What to do: Output each line exactly as it appears, skipping any embedded picture.
+++ Provided data
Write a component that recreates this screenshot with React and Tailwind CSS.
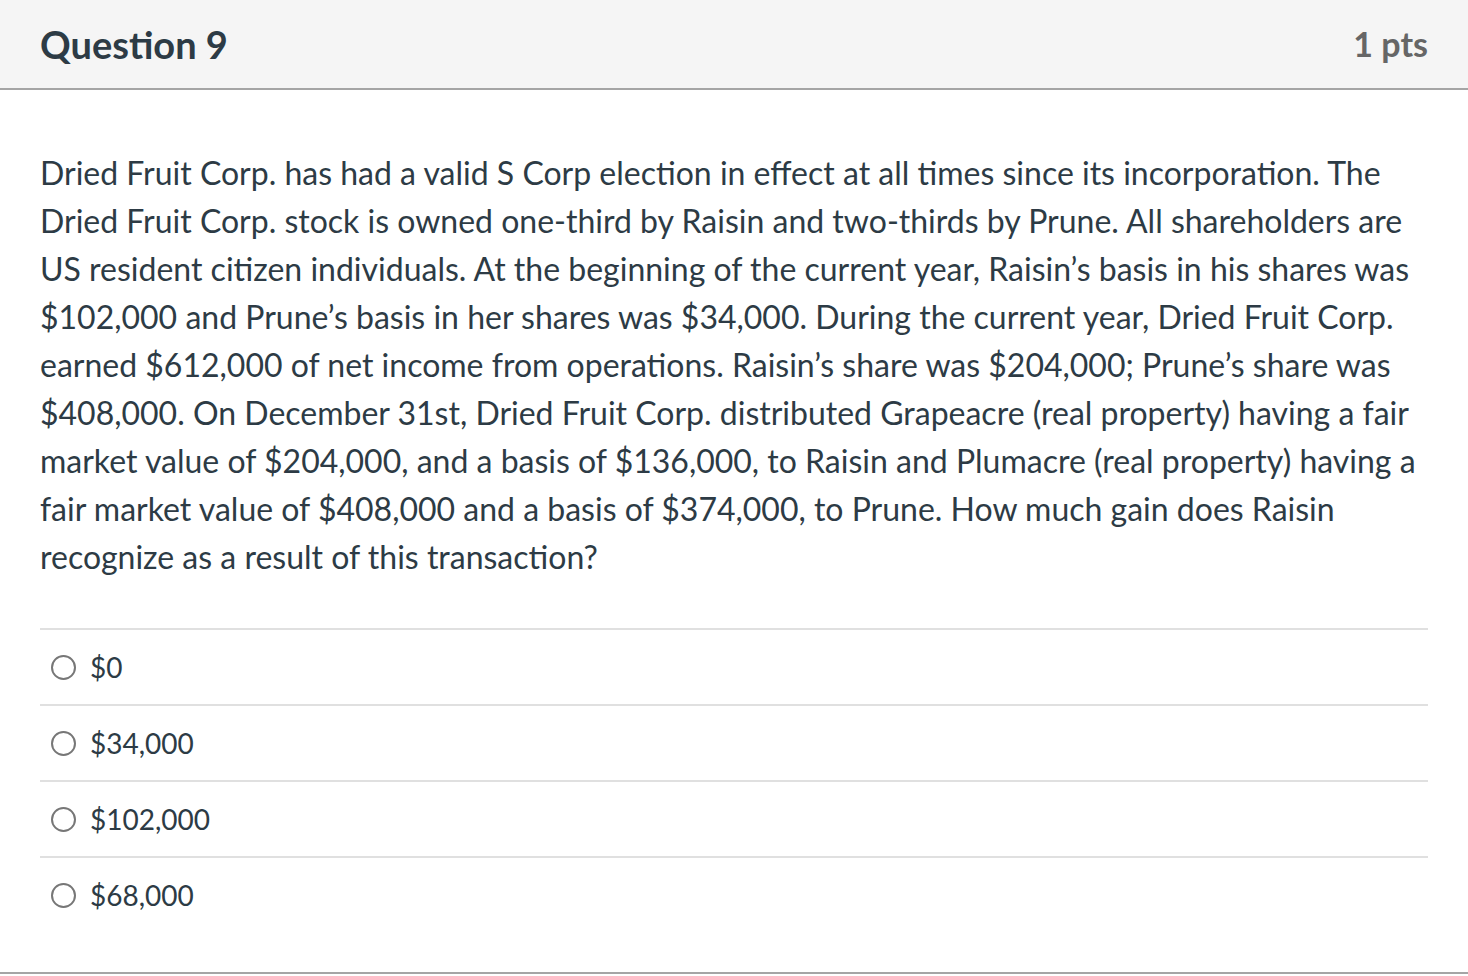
import React from "react";

const answers = ["$0", "$34,000", "$102,000", "$68,000"];

const lines = [
  "Dried Fruit Corp. has had a valid S Corp election in effect at all times since its incorporation. The",
  "Dried Fruit Corp. stock is owned one-third by Raisin and two-thirds by Prune. All shareholders are",
  "US resident citizen individuals. At the beginning of the current year, Raisin’s basis in his shares was",
  "$102,000 and Prune’s basis in her shares was $34,000. During the current year, Dried Fruit Corp.",
  "earned $612,000 of net income from operations. Raisin’s share was $204,000; Prune’s share was",
  "$408,000. On December 31st, Dried Fruit Corp. distributed Grapeacre (real property) having a fair",
  "market value of $204,000, and a basis of $136,000, to Raisin and Plumacre (real property) having a",
  "fair market value of $408,000 and a basis of $374,000, to Prune. How much gain does Raisin",
  "recognize as a result of this transaction?",
];

export default function App() {
  return (
    <div className="w-[1468px] h-[976px] bg-white font-['Lato','Open_Sans',sans-serif] text-[#2d3b45] overflow-hidden">
      <div className="h-[90px] bg-[#f5f5f5] border-b-2 border-[#a5a5a5] flex items-center justify-between px-10">
        <h2 className="text-[38px] font-bold text-[#2d3b45] leading-none">Question 9</h2>
        <span className="text-[34px] font-bold text-[#666666] leading-none">1 pts</span>
      </div>

      <div className="px-10 pt-[59px]">
        <p className="text-[32px] leading-[48px] whitespace-nowrap">
          {lines.map((l, i) => (
            <React.Fragment key={i}>
              {l}
              {i < lines.length - 1 ? <br /> : null}
            </React.Fragment>
          ))}
        </p>

        <div className="mt-[47px]">
          {answers.map((a) => (
            <label key={a} className="flex items-center h-[76px] border-t-2 border-[#e0e0e0] cursor-pointer">
              <span className="ml-[11px] w-[25px] h-[25px] rounded-full border-2 border-[#777777] bg-white shrink-0" />
              <span className="ml-[14px] text-[28px] leading-none">{a}</span>
            </label>
          ))}
        </div>
      </div>

      <div className="mt-[40px] border-b-2 border-[#a5a5a5]" />
    </div>
  );
}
++++++
Correct response:
Write a component that recreates this screenshot with React and Tailwind CSS.
import React from "react";

const answers = ["$0", "$34,000", "$102,000", "$68,000"];

const lines = [
  "Dried Fruit Corp. has had a valid S Corp election in effect at all times since its incorporation. The",
  "Dried Fruit Corp. stock is owned one-third by Raisin and two-thirds by Prune. All shareholders are",
  "US resident citizen individuals. At the beginning of the current year, Raisin’s basis in his shares was",
  "$102,000 and Prune’s basis in her shares was $34,000. During the current year, Dried Fruit Corp.",
  "earned $612,000 of net income from operations. Raisin’s share was $204,000; Prune’s share was",
  "$408,000. On December 31st, Dried Fruit Corp. distributed Grapeacre (real property) having a fair",
  "market value of $204,000, and a basis of $136,000, to Raisin and Plumacre (real property) having a",
  "fair market value of $408,000 and a basis of $374,000, to Prune. How much gain does Raisin",
  "recognize as a result of this transaction?",
];

export default function App() {
  return (
    <div className="w-[1468px] h-[976px] bg-white font-['Lato','Open_Sans',sans-serif] text-[#2d3b45] overflow-hidden">
      <div className="h-[90px] bg-[#f5f5f5] border-b-2 border-[#a5a5a5] flex items-center justify-between px-10">
        <h2 className="text-[38px] font-bold text-[#2d3b45] leading-none">Question 9</h2>
        <span className="text-[34px] font-bold text-[#666666] leading-none">1 pts</span>
      </div>

      <div className="px-10 pt-[59px]">
        <p className="text-[32px] leading-[48px] whitespace-nowrap">
          {lines.map((l, i) => (
            <React.Fragment key={i}>
              {l}
              {i < lines.length - 1 ? <br /> : null}
            </React.Fragment>
          ))}
        </p>

        <div className="mt-[47px]">
          {answers.map((a) => (
            <label key={a} className="flex items-center h-[76px] border-t-2 border-[#e0e0e0] cursor-pointer">
              <span className="ml-[11px] w-[25px] h-[25px] rounded-full border-2 border-[#777777] bg-white shrink-0" />
              <span className="ml-[14px] text-[28px] leading-none">{a}</span>
            </label>
          ))}
        </div>
      </div>

      <div className="mt-[40px] border-b-2 border-[#a5a5a5]" />
    </div>
  );
}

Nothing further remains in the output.